In 1990, Norton became the first female to be elected Colorado Attorney General, a position she held for eight years.
As Attorney General, Norton represented Colorado in the nationwide tobacco litigation and was a strong advocate of Colorado’s “self-audit” law, which allows companies to conduct voluntary audits to determine whether they are complying with environmental requirements.
Norton began her career at the Denver-based Mountain States Legal Foundation, a conservative think tank that opposes the government’s role in environmental protection. Previously she worked as a lawyer for the Interior Department during the Reagan administration under Secretary James Watt. Norton also served on the Western Water Policy Commission under former President Bush.

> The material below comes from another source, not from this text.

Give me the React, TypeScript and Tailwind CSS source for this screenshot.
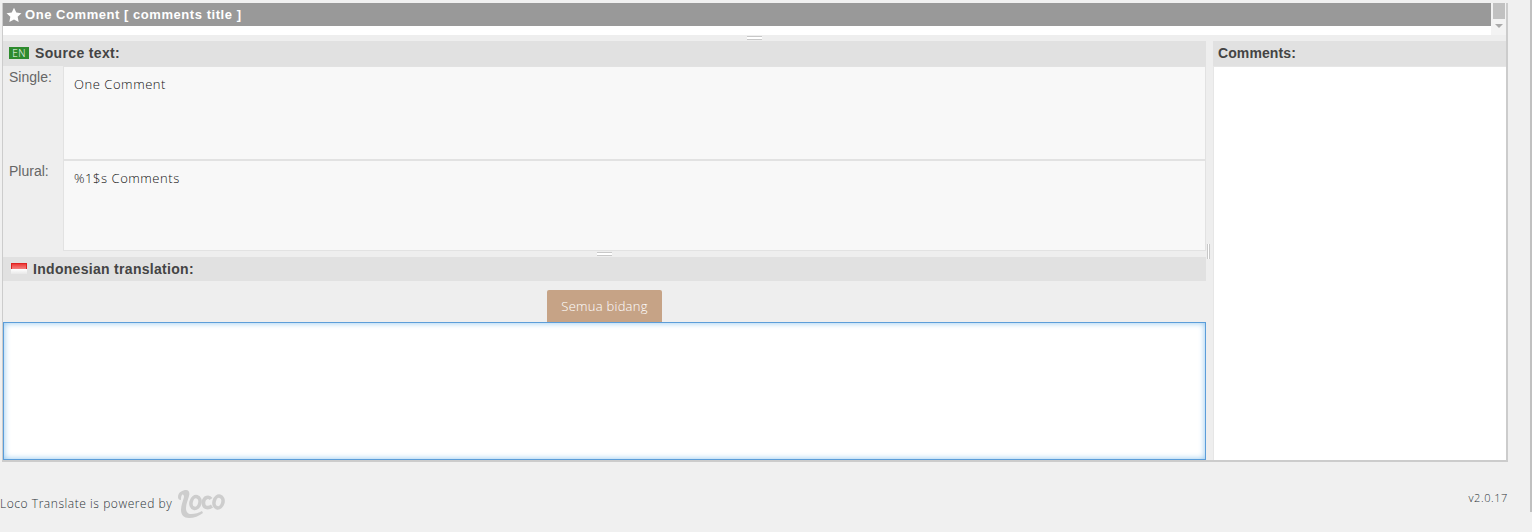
const sans = "font-['Open_Sans',sans-serif] font-light";
const bold = "font-['Liberation_Sans',sans-serif] font-bold";

function Grip({vertical}: {vertical?: boolean}) {
  return vertical ? (
    <div className="h-[15px] w-[3px] border-x border-[#c8c8c8] bg-white" />
  ) : (
    <div className="h-[4px] w-[15px] border-y border-[#c8c8c8] bg-white" />
  );
}

function Heading({children, className}: {children: React.ReactNode; className?: string}) {
  return (
    <div className={`flex items-center bg-[#e1e1e1] pb-[1px] text-[14px] leading-none text-[#444] ${bold} ${className}`}>
      {children}
    </div>
  );
}

function SourceRow({label, text, height}: {label: string; text: string; height: string}) {
  return (
    <div className={`flex ${height}`}>
      <div className="w-[60px] shrink-0 pl-[6px] pt-[2px] text-[14px] leading-[18px] text-[#666] font-['Liberation_Sans',sans-serif]">
        {label}
      </div>
      <div className={`flex-1 border border-[#e2e2e2] bg-[#f8f8f8] pl-[10px] pt-[8px] text-[13px] leading-[18px] tracking-[0.55px] text-[#111] ${sans}`}>
        {text}
      </div>
    </div>
  );
}

function LocoLogo() {
  return (
    <svg width="50" height="28" viewBox="0 0 50 28" className="ml-[5px]">
      <path
        d="M1 7 C1 2 6 0 9 0 C12 0 13 3 12 6 C11 10 9 14 9 18 C9 22 11 24 14 24 C18 24 22 23 25 21 L26 23 C22 26 17 28 12 28 C7 28 4 25 4 20 C4 15 6 11 7 7 C7 5 6 4 5 5 C4 6 4 8 4 10 C2 10 1 9 1 7 Z"
        fill="#cdcdcd"
      />
      <g fill="none" stroke="#cdcdcd" strokeWidth="3.6">
        <ellipse cx="18.5" cy="12.5" rx="4.4" ry="6" transform="rotate(15 18.5 12.5)" />
        <path d="M34 9 C32 6 27 7 26.5 12 C26 18 31 19 35 16" />
        <ellipse cx="41.5" cy="12" rx="4.4" ry="6" transform="rotate(15 41.5 12)" />
      </g>
    </svg>
  );
}

export default function App() {
  return (
    <div className={`relative flex h-[532px] w-[1532px] flex-col overflow-hidden bg-[#f0f0f0] pt-[3px] ${sans}`}>
      <div className="ml-[2px] mr-[24px] flex h-[459px] flex-col border-b-2 border-l border-r-2 border-[#ccc] bg-[#eee]">
        <div className="flex h-[32px] shrink-0 bg-white">
          <div className="flex-1">
            <div className={`flex h-[23px] items-center gap-[3px] bg-[#999] pl-[3px] text-[13px] tracking-[0.55px] text-white ${bold}`}>
              <svg width="16" height="16" viewBox="0 0 24 24" fill="#fff">
                <path d="M12 1l3.4 7.2 7.8 1-5.7 5.4 1.5 7.8-7-3.8-7 3.8 1.5-7.8L.8 9.200l7.800-1z" />
              </svg>
              One Comment [ comments title ]
            </div>
          </div>
          <div className="flex w-[15px] flex-col items-center bg-[#f3f3f3]">
            <div className="h-[16px] w-[12px] bg-[#c1c1c1]" />
            <div className="mt-[5px] h-0 w-0 border-x-[4px] border-t-[4px] border-x-transparent border-t-[#aaa]" />
          </div>
        </div>
        <div className="flex h-[6px] shrink-0 items-center justify-center">
          <Grip />
        </div>
        <div className="flex min-h-0 flex-1">
          <div className="flex w-[1203px] shrink-0 flex-col">
            <Heading className="h-[25px] gap-[6px] pl-[6px]">
              <span className={`flex h-[12px] w-[20px] items-center justify-center bg-[#2e8b2e] text-[10px] tracking-[0.5px] text-white ${sans}`}>
                EN
              </span>
              <span className="tracking-[0.35px]">Source text:</span>
            </Heading>
            <SourceRow label="Single:" text="One Comment" height="h-[94px]" />
            <SourceRow label="Plural:" text="%1$s Comments" height="h-[91px]" />
            <div className="flex h-[6px] shrink-0 items-center justify-center">
              <Grip />
            </div>
            <Heading className="h-[24px] gap-[6px] pl-[8px]">
              <span className="flex h-[11px] w-[16px] flex-col overflow-hidden">
                <span className="h-[6px] border border-b-0 border-[#d22] bg-gradient-to-b from-[#ee3333] to-[#f08080]" />
                <span className="h-[5px] bg-gradient-to-b from-white to-[#e8e8e8]" />
              </span>
              <span className="tracking-[0.3px]">Indonesian translation:</span>
            </Heading>
            <div className="flex flex-1 flex-col">
              <div className="flex justify-center pt-[9px]">
                <div className={`flex h-[32px] w-[115px] items-center justify-center rounded-t-[2px] bg-[#c6a386] pt-[1px] text-[13px] tracking-[0.25px] text-white ${sans}`}>
                  Semua bidang
                </div>
              </div>
              <div className="flex-1 border border-[#5b9dd9] bg-white shadow-[inset_0_0_6px_#8cc4ee]" />
            </div>
          </div>
          <div className="relative w-[7px] shrink-0">
            <div className="absolute left-[1px] top-[203px]">
              <Grip vertical />
            </div>
          </div>
          <div className="flex flex-1 flex-col">
            <Heading className="h-[25px] pl-[5px] tracking-[0.1px]">Comments:</Heading>
            <div className="flex-1 border-l border-t border-[#e6e6e6] bg-white" />
          </div>
        </div>
      </div>
      <div className="mr-[24px] mt-[28px] flex items-start justify-between">
        <div className="flex items-center text-[12px] tracking-[0.55px] text-[#2c3338]">
          Loco Translate is powered by
          <LocoLogo />
        </div>
        <div className="text-[11px] leading-[16px] tracking-[0.6px] text-[#2c3338]">v2.0.17</div>
      </div>
      <div className="absolute right-0 top-0 h-[512px] w-[2px] bg-[#c0c0c0]" />
    </div>
  );
}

Unpopular with many environmentalists, Norton prefers free market solutions to environmental problems rather than regulation and enforcement. Working under Reagan’s Interior Secretary, she advocated opening up the protected Arctic National Wildlife Refuge to oil exploration.
In the middle of her second term as attorney general, Norton ran for U.S. Senate but lost in the primary. After finishing out her term, Norton took a job with the politically influential Colorado law firm of Brownstein, Hyatt, Farber & Strickland.
Norton, a Kansas native, moved to Colorado as a child and received her undergraduate and law degrees from Denver University.
Norton’s support for abortion rights may draw some fire from conservative members of Bush’s party, although as Secretary of the Interior she would have little influence over social issues.